User: Why has there been no communication on this subject?

ChatGPT:

The lack of communication could be due to a number of factors:

  1. Prioritization: The company might be focusing on internal operations and modifications and might not have prioritized communicating about these changes to its user base.
  2. Lack of clarity: The company might be unsure about the impact or permanence of these changes, and therefore hesitant to communicate about them until there is more certainty.
  3. Oversight: It could be a simple oversight or error, where the importance of communication wasn’t fully recognized or was underestimated.
  4. Strategic decision: It might be a strategic decision where the company feels that discussing these changes might lead to more confusion or dissatisfaction among users.
  5. Concerns about perception: The company might be concerned about how this news would be received, particularly if the changes are perceived as negative.
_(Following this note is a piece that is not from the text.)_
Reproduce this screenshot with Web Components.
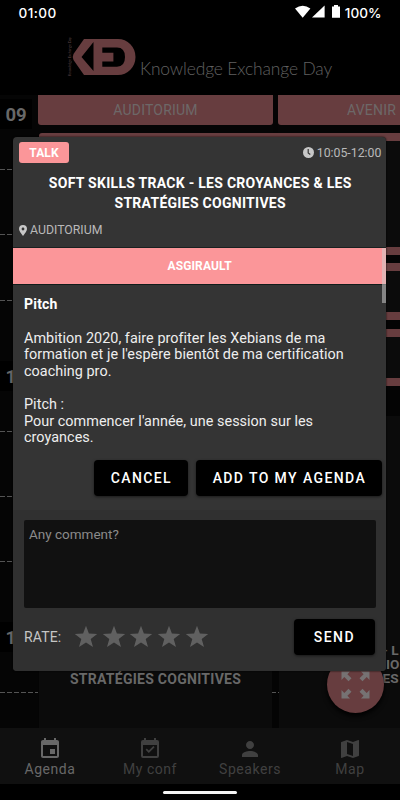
<!DOCTYPE html>
<html lang="fr"><head><meta charset="utf-8"><title>Knowledge Exchange Day</title>
<style>html,body{margin:0;background:#000}body{width:400px;height:800px;overflow:hidden;font-family:Roboto,sans-serif}</style></head>
<body><ked-app></ked-app>
<script>
const define = (name, html) => customElements.define(name, class extends HTMLElement {
  connectedCallback() {
    if (this.shadowRoot) return;
    const t = document.createElement('template');
    t.innerHTML = typeof html === 'function' ? html(this) : html;
    this.attachShadow({mode: 'open'}).append(t.content.cloneNode(true));
  }
});

define('status-bar', `<style>
:host{display:flex;height:24px;box-sizing:border-box;padding:0 18.5px 0 18.5px;align-items:center;color:#fff;font:500 13px/24px Inter,sans-serif;position:relative;z-index:3}
.time{letter-spacing:.4px;flex:1;font-size:13.6px;padding-top:1px}.pct{padding-top:1px;letter-spacing:0;font-size:13.6px}
svg{display:block;margin:0 3px 0 0}</style>
<span class="time">01:00</span>
<svg width="47" height="14" viewBox="0 0 47 14" fill="#fff"><path d="M0 3.6Q7.7-1.9 15.4 3.6L7.7 12.8Z"/><path d="M29.6 .6v12H17Z"/><path d="M39 .1h4V1.6h2v11.2h-8V1.6h2Z"/></svg>
<span class="pct">100%</span>`);

define('brand-header', `<style>
:host{display:flex;height:71px;align-items:flex-start;padding:13px 0 0 68px;box-sizing:border-box}
svg{display:block}.name{margin:21px 0 0 4px;font:300 17.4px/21px Lato,sans-serif;color:#606060;letter-spacing:-.12px;white-space:nowrap}
.side{writing-mode:vertical-rl;transform:rotate(180deg);font:3.6px/4px Lato,sans-serif;color:#5a4344;height:37px;width:4px;margin-top:2px;white-space:nowrap;letter-spacing:-.1px}</style>
<span class="side">Knowledge Exchange Day</span>
<svg width="64" height="40" viewBox="0 0 64 40"><path fill="#673d3f" fill-rule="evenodd" d="M12 2H46A17.5 18 0 0 1 46 38H12L1.5 23Q0 20 1.5 17ZM21.5 5L9.5 20L21.5 34ZM30.3 10.5V15.8H41.4V24.5H30.3V29.8H45Q53 29.5 53 20T45 10.5Z"/></svg>
<span class="name">Knowledge Exchange Day</span>`);

define('room-header', `<style>:host{display:block;height:30px;background:#673d3f;color:#6d6868;border-radius:0 0 3px 3px;text-align:center;font-size:14px;line-height:31px;letter-spacing:.2px;box-sizing:border-box}</style><slot></slot>`);

define('hour-rail', `<style>
:host{display:block;width:38px;height:633px;background:#050505;overflow:hidden}
.hour{height:261.5px;padding-top:4px;box-sizing:border-box}
b{display:block;width:32px;height:30px;background:#000;color:#686868;font-size:18.5px;line-height:32px;text-indent:5.5px;overflow:hidden}
i{display:block;height:1px;background:repeating-linear-gradient(90deg,#545454 0 5px,transparent 5px 7px);margin-bottom:64.4px}
i:first-of-type{margin-top:40px}</style>
${['09','10','11'].map(h=>`<div class="hour"><b>${h}</b><i></i><i></i><i></i></div>`).join('')}`);

define('fab-button', `<style>:host{display:block;width:57px;height:57px;border-radius:50%;background:#673d3f;box-shadow:0 3px 5px #000}svg{display:block}</style>
<svg width="57" height="57" viewBox="0 0 57 57" fill="#767273"><path id="p" d="M14.5 15.5H23L20.4 18.2L24.5 22.3L21.5 25.3L17.3 21.1L14.5 24Z"/>
<use href="#p" transform="matrix(-1 0 0 1 57 0)"/><use href="#p" transform="matrix(1 0 0 -1 0 58)"/><use href="#p" transform="matrix(-1 0 0 -1 57 58)"/></svg>`);

define('agenda-grid', `<style>
:host{display:grid;grid-template-columns:38px 235px 5px 122px;height:633px;overflow:hidden;width:400px;position:relative;background:#040404}
.col{display:flex;flex-direction:column;min-height:0}
.gap{height:8px;background:#050505;flex:none}
.card{background:#0b0b0b;border:0 solid #673d3f;border-width:8px 0;box-sizing:border-box;flex:none}
.first .card{height:595px;margin:0 1px 0 1px;border-width:8px 0 0;border-radius:3px 0 0 0;display:flex;align-items:flex-end;justify-content:center}
.label{font:700 14px/15px Roboto,sans-serif;color:#686868;text-align:center;padding-bottom:41px;white-space:nowrap;letter-spacing:.27px}
.mid{margin:38px -1px 0;border-top:8px solid #673d3f;display:flex;align-items:flex-end;height:595px;box-sizing:border-box}
.mid i{height:1px;width:7px;background:repeating-linear-gradient(90deg,#545454 0 4px,transparent 4px 6px);margin-bottom:35px}
.last .card{margin-left:1px}
.last .label{display:grid;justify-items:start;grid-auto-rows:14.4px;padding:226.5px 0 0 103.5px;line-height:14px;font-size:13.6px;letter-spacing:0}
fab-button{position:absolute;left:327px;top:561px}</style>
<hour-rail></hour-rail>
<div class="col first"><room-header>AUDITORIUM</room-header><div class="gap"></div><div class="card"><span class="label">STRATÉGIES COGNITIVES</span></div></div>
<div class="mid"><i></i></div>
<div class="col last"><room-header style="text-align:left;padding-left:69px;border-radius:0 0 0 3px">AVENIR</room-header><div class="gap"></div>
<div class="card" style="height:122px;margin-bottom:8px"></div>
<div class="card" style="height:57px;margin-bottom:9px"></div>
<div class="card" style="height:57px;margin-bottom:30px"></div>
<div class="card" style="border:0;height:320px"><div class="label"><span>- L</span><span style="margin-left:-5px">TIO</span><span>ES</span></div></div></div>
<fab-button></fab-button>`);

const icons = {
 agenda:'<path d="M17 12h-5v5h5v-5zM16 1v2H8V1H6v2H5c-1.11 0-1.99.9-1.99 2L3 19c0 1.1.89 2 2 2h14c1.1 0 2-.9 2-2V5c0-1.1-.9-2-2-2h-1V1h-2zm3 18H5V8h14v11z"/>',
 conf:'<path fill-rule="evenodd" d="M19 3h-1V1h-2v2H8V1H6v2H5a2 2 0 0 0-2 2v14a2 2 0 0 0 2 2h14a2 2 0 0 0 2-2V5a2 2 0 0 0-2-2zm0 16H5V8h14z"/><path d="M7.6 12.8l3.2 3.2 5.8-5.8-1.2-1.2-4.6 4.6-2-2z"/>',
 speaker:'<path d="M12 12c2.2 0 4-1.8 4-4s-1.8-4-4-4-4 1.8-4 4 1.8 4 4 4zm0 2c-2.7 0-8 1.3-8 4v2h16v-2c0-2.7-5.3-4-8-4z"/>',
 map:'<path d="M20.5 3l-.2 0L15 5.1 9 3 3.4 4.9c-.2.1-.4.3-.4.5v15.1c0 .3.2.5.5.5L9 18.9l6 2.1 5.6-1.9c.2-.1.4-.3.4-.5V3.5c0-.3-.2-.5-.5-.5zM15 19l-6-2.1V5l6 2.1V19z"/>'
};
define('tab-item', el=>`<style>:host{display:flex;flex-direction:column;align-items:center;flex:1;color:#404040;padding-top:9px;font-size:14px;line-height:16px;letter-spacing:.55px}:host([active]){color:#686868}svg{display:block;fill:currentColor}span{margin-top:1px}</style>
<svg width="24" height="24" viewBox="0 0 24 24">${icons[el.getAttribute('icon')]}</svg><span style="margin-top:0"><slot></slot></span>`);
define('tab-bar', `<style>:host{display:flex;height:56px;background:#101010}</style><slot></slot>`);
define('gesture-bar', `<style>:host{display:flex;height:16px;background:#000;justify-content:center}i{width:74px;height:2.6px;border-radius:2px;background:#f5f5f5;margin-top:7px}</style><i></i>`);

define('action-button', `<style>:host{display:block;height:36px;box-sizing:border-box;background:#000;color:#fff;border-radius:4px;font:500 14px/37px Roboto,sans-serif;letter-spacing:1.4px;text-align:center;box-shadow:0 1px 3px #0008;white-space:nowrap}</style><slot></slot>`);
define('star-rating', `<style>:host{display:flex;gap:3.7px}svg{fill:#606060;display:block}</style>${'<svg width="24" height="24" viewBox="0 0 24 24"><path d="M12 .8l2.9 7.8 8.3.3-6.5 5.2 2.3 8L12 17.5l-7 4.6 2.3-8L.8 8.9l8.3-.3z"/></svg>'.repeat(5)}`);

define('talk-dialog', `<style>
:host{display:flex;flex-direction:column;width:373.4px;height:534px;background:#343434;border-radius:4px;overflow:hidden;color:#fff;box-shadow:0 0 2px #000}
header{height:110px;box-sizing:border-box;padding:5px 5px 0 6px;flex:none}
.meta{display:flex;justify-content:space-between;align-items:center;height:21px}
.tag{width:50px;height:21px;border-radius:3px;background:#fb9699;text-align:center;font:700 12px/22px Roboto,sans-serif;letter-spacing:.1px}
.time,.room{display:flex;align-items:center;color:#b9b9b9;font-size:12.3px;line-height:16px}
.time svg{margin-right:3px}.room svg{margin-right:3px}
h1{font:700 14px/20px Roboto,sans-serif;text-align:center;margin:10px 0 0;letter-spacing:.28px}
.room{margin-top:9px}
.body{height:202px;position:relative;flex:none}
.speaker{height:36px;background:#fb9699;border-top:1px solid #192020;border-bottom:1px solid #111c1b;text-align:center;font:700 12px/36px Roboto,sans-serif;letter-spacing:.12px;box-sizing:content-box}
.scroll{position:absolute;right:0;top:1px;width:4.6px;height:55px;background:#ccc8}
article{padding:11px 11px 0;font-size:14.4px;line-height:16.6px;letter-spacing:.04px;color:#eee}
article b{color:#fff;font-size:14px;letter-spacing:.2px}p{margin:0 0 16.5px;white-space:nowrap}
p:first-child{margin-bottom:17.1px}
.actions{display:flex;justify-content:flex-end;gap:8px;padding:11px 4px 14px;height:36px;flex:none}
form{background:#303030;padding:9.5px 10.5px 0 11px;flex:1}
.area{height:88.5px;box-sizing:border-box;background:#111;border-radius:2px;padding:5px 5px;color:#8b8b8b;font-size:13.5px;line-height:18px}
.rate{display:flex;align-items:center;margin-top:10px;height:37px;color:#c5c5c5;font-size:14px;letter-spacing:.15px}
star-rating{margin-left:12.5px;flex:1}</style>
<header><div class="meta"><span class="tag">TALK</span><span class="time"><svg width="11" height="11" viewBox="0 0 11 11"><circle cx="5.5" cy="5.5" r="5.5" fill="#c7c7c7"/><path d="M5.2 2v4l2.1 1.5" fill="none" stroke="#343434" stroke-width="1.2"/></svg><span>10:05-12:00</span></span></div>
<h1>SOFT SKILLS TRACK - LES CROYANCES &amp; LES<br>STRATÉGIES COGNITIVES</h1>
<div class="room"><svg width="8" height="11" viewBox="0 0 8 11"><path fill="#c7c7c7" fill-rule="evenodd" d="M4 0a4 4 0 0 1 4 4C8 6 6 8 4 11 2 8 0 6 0 4a4 4 0 0 1 4-4zm0 2.6a1.4 1.4 0 1 0 0 2.8 1.4 1.4 0 0 0 0-2.8z"/></svg><span>AUDITORIUM</span></div></header>
<div class="body"><div class="speaker">ASGIRAULT</div><article><p><b>Pitch</b></p><p>Ambition 2020, faire profiter les Xebians de ma<br>formation et je l'espère bientôt de ma certification<br>coaching pro.</p><p>Pitch :<br>Pour commencer l'année, une session sur les<br>croyances.</p></article><div class="scroll"></div></div>
<div class="actions"><action-button style="width:94px">CANCEL</action-button><action-button style="width:186px">ADD TO MY AGENDA</action-button></div>
<form><div class="area">Any comment?</div><div class="rate"><span>RATE:</span><star-rating></star-rating><action-button style="width:81px;margin-right:1px">SEND</action-button></div></form>`);

define('ked-app', `<style>:host{display:flex;flex-direction:column;width:400px;height:800px;position:relative;background:#000;overflow:hidden}
talk-dialog{position:absolute;left:13px;top:137px}</style>
<status-bar></status-bar><brand-header></brand-header><agenda-grid></agenda-grid>
<tab-bar><tab-item icon="agenda" active>Agenda</tab-item><tab-item icon="conf">My conf</tab-item><tab-item icon="speaker">Speakers</tab-item><tab-item icon="map">Map</tab-item></tab-bar><gesture-bar></gesture-bar><talk-dialog></talk-dialog>`);
</script></body></html>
These are just some possible explanations, and without more information, it’s difficult to know the exact reasons for the lack of communication.

1 Like

Nice! I’m surprised it did’nt respond “As an AI learning model, I… sorry, what was the question again?”

1 Like

Ergh… now GPT4 is just straight up forgetting to add {} brackets in basic if / then PHP code! :frowning:

Please revert whatever changes you’ve done OpenAI, you’ve lobotomized it.

Pure speculation, but this could be a result of them aligning ChatGPT to function better with plugins. Or just alignment in general.
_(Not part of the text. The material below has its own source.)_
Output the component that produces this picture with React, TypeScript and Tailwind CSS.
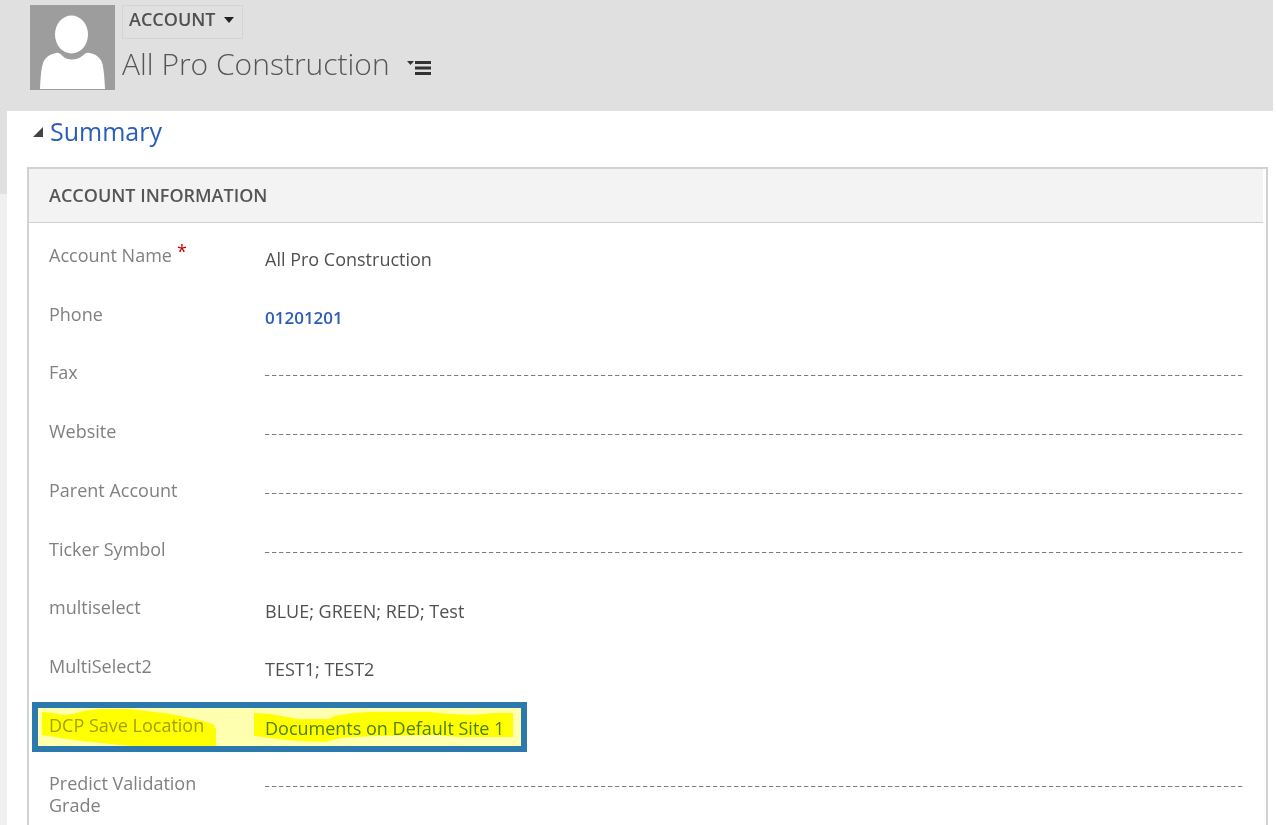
import { useState } from 'react'

type Field = {
  id: string
  label: string
  value?: string
  href?: string
  required?: boolean
  highlighted?: boolean
}

const fields: Field[] = [
  { id: 'name', label: 'Account Name', value: 'All Pro Construction', required: true },
  { id: 'phone', label: 'Phone', value: '01201201', href: 'tel:01201201' },
  { id: 'fax', label: 'Fax' },
  { id: 'website', label: 'Website' },
  { id: 'parent', label: 'Parent Account' },
  { id: 'ticker', label: 'Ticker Symbol' },
  { id: 'multiselect', label: 'multiselect', value: 'BLUE; GREEN; RED; Test' },
  { id: 'multiselect2', label: 'MultiSelect2', value: 'TEST1; TEST2' },
  { id: 'location', label: 'DCP Save Location', value: 'Documents on Default Site 1', highlighted: true },
  { id: 'grade', label: 'Predict Validation Grade' },
]

function Avatar() {
  return (
    <svg width="85" height="85" viewBox="0 0 85 85" role="img" aria-label="Account picture">
      <rect width="85" height="85" fill="#9d9d9d" />
      <ellipse cx="41.5" cy="29.5" rx="16.5" ry="19" fill="#fff" />
      <path
        d="M10 84C10.500 73 11 66 12.500 60C14 53 19 49.500 26 48C28.500 47.500 30 48.500 32 50.500C35 53.500 38.500 54.500 42 54.500C46 54.500 50 53 53.500 50C55.500 48 57 47.500 59.500 48C66 49 71 53 72.500 59C74 66 74.500 74 75 84Z"
        fill="#fff"
      />
    </svg>
  )
}

// Box and marker strokes drawn over the row
function Highlight() {
  return (
    <svg
      className="pointer-events-none absolute -left-[17px] -top-[12px] mix-blend-multiply"
      width="495"
      height="50"
      viewBox="0 0 495 50"
      aria-hidden="true"
    >
      <rect x="3" y="3" width="489" height="44" fill="#ffffb0" stroke="#2c79ae" strokeWidth="6" />
      <path
        d="M10 10L21 11L31 13L41 12L51 9L68 7L98 7L115 9L139 12L158 16L171 19L181 22L184 27L184 44L101 44L87 43L70 41L50 39L34 37L17 34L10 33Z"
        fill="#ffff00"
      />
      <path
        d="M222 11L239 12L255 15L266 17L297 17L302 14L321 11L337 10L397 10L418 12L440 13L462 11L481 11L481 35L426 35L404 33L343 34L309 36L293 40L266 39L237 36L222 34Z"
        fill="#ffff00"
      />
    </svg>
  )
}

function FieldRow({ field }: { field: Field }) {
  const [value, setValue] = useState(field.value ?? '')
  const labelColor = field.highlighted ? 'text-[#a0a050]' : 'text-[#808080]'
  const valueColor = field.highlighted ? 'text-[#4c8010]' : 'text-[#505050]'

  return (
    <div className="relative flex items-start">
      <label htmlFor={field.id} className={`w-[216px] shrink-0 pr-12 leading-[22px] ${labelColor}`}>
        {field.label}
        {field.required && <span className="pl-[5px] align-[4px] leading-[0] text-[#c00000]">*</span>}
      </label>
      {field.href ? (
        <a id={field.id} href={field.href} className="pt-1 text-[17px] font-semibold leading-[22px] text-[#2b5db8]">
          {value}
        </a>
      ) : (
        <input
          id={field.id}
          value={value}
          onChange={(e) => setValue(e.target.value)}
          className={
            value
              ? `mt-1 h-[22px] min-w-0 flex-1 bg-transparent outline-none ${valueColor}`
              : 'h-[15px] min-w-0 flex-1 bg-[repeating-linear-gradient(90deg,#7c7c7c_0_4px,#d8d8d8_4px_5px,transparent_5px_7px)] bg-[length:100%_1px] bg-bottom bg-no-repeat outline-none'
          }
        />
      )}
      {field.highlighted && <Highlight />}
    </div>
  )
}

export default function App() {
  const [open, setOpen] = useState(true)

  return (
    <div className="h-screen overflow-hidden bg-white pr-[3px] font-['Open_Sans','Noto_Sans',sans-serif] text-[18px]">
      <header className="flex h-[111px] gap-[7px] bg-[#e0e0e0] pl-[30px] pt-[5px]">
        <Avatar />
        <div className="flex flex-col items-start">
          <button className="flex h-[34px] items-center gap-2 border border-[#d4d4d4] pl-[6px] pr-2 pb-[5px] font-semibold text-[#505050]">
            ACCOUNT
            <svg width="10" height="6" viewBox="0 0 10 6" aria-hidden="true">
              <path d="M0 0H10L5 6Z" fill="#222" />
            </svg>
          </button>
          <div className="flex items-center gap-[17px]">
            <h1 className="text-[30px] font-light leading-[50px] text-[#555]">All Pro Construction</h1>
            <button aria-label="Record list" className="pt-[6px]">
              <svg width="24" height="15" viewBox="0 0 24 15" fill="#333" aria-hidden="true">
                <path d="M0 1H7L3.500 5Z" />
                <path d="M8 1H24V4H8ZM8 6.500H24V9.500H8ZM8 12H24V15H8Z" />
              </svg>
            </button>
          </div>
        </div>
      </header>

      <div className="flex">
        <div className="h-[714px] w-[7px] shrink-0 bg-[#f0f0f0]">
          <div className="h-[83px] bg-[#e0e0e0]" />
        </div>
        <main className="min-w-0 flex-1 pl-5 pr-[5px]">
          <button
            onClick={() => setOpen(!open)}
            aria-expanded={open}
            className="flex h-[56px] items-start gap-[7px] pl-[6px] pt-px text-[25px] leading-[38px] text-[#2b5db8]"
          >
            <svg className="mt-[15px]" width="10" height="10" viewBox="0 0 10 10" aria-hidden="true">
              <path d="M10 0V10H0Z" fill="#444" />
            </svg>
            Summary
          </button>
          {open && (
            <section className="border-2 border-b-0 border-[#cdd3d2]">
              <h2 className="mr-[3px] h-[54px] border-b border-[#cfcfcf] bg-[#f3f3f3] pl-5 font-semibold leading-[52px] text-[#555]">
                ACCOUNT INFORMATION
              </h2>
              <div className="box-content grid min-h-[587px] auto-rows-fr pl-5 pr-[22px] pt-[21px]">
                {fields.map((field) => (
                  <FieldRow key={field.id} field={field} />
                ))}
              </div>
            </section>
          )}
        </main>
      </div>
    </div>
  )
}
One of the most ridiculous technical factors in plugins in the sheer size of the YAML files, which, presumably need to be attached completely for each message. Seriously, I think anyone who spent time trying to use GPT for database look-ups eventually realizes that full database schemas are not the way to go, that it needs to be more granular.

I would love to see a new GPT model specifically used for database communication. I have been tracking Gorilla for this reason. If OpenAI released a new store for fine-tuned models, I bet the community could make a very powerful, specific API model. ChatGPT use to be so much fun. Very creative, and a joy to speak to. Now it seems like it needs to be put into a retirement home.

I always cringe sending JSON to GPT and seeing how much token count is eaten by whitespace and \n.

I believe using GPT-4 via the API should return better results. I believe that the ChatGPT version is a fine-tuned model of GPT-4. But, I’m not sure.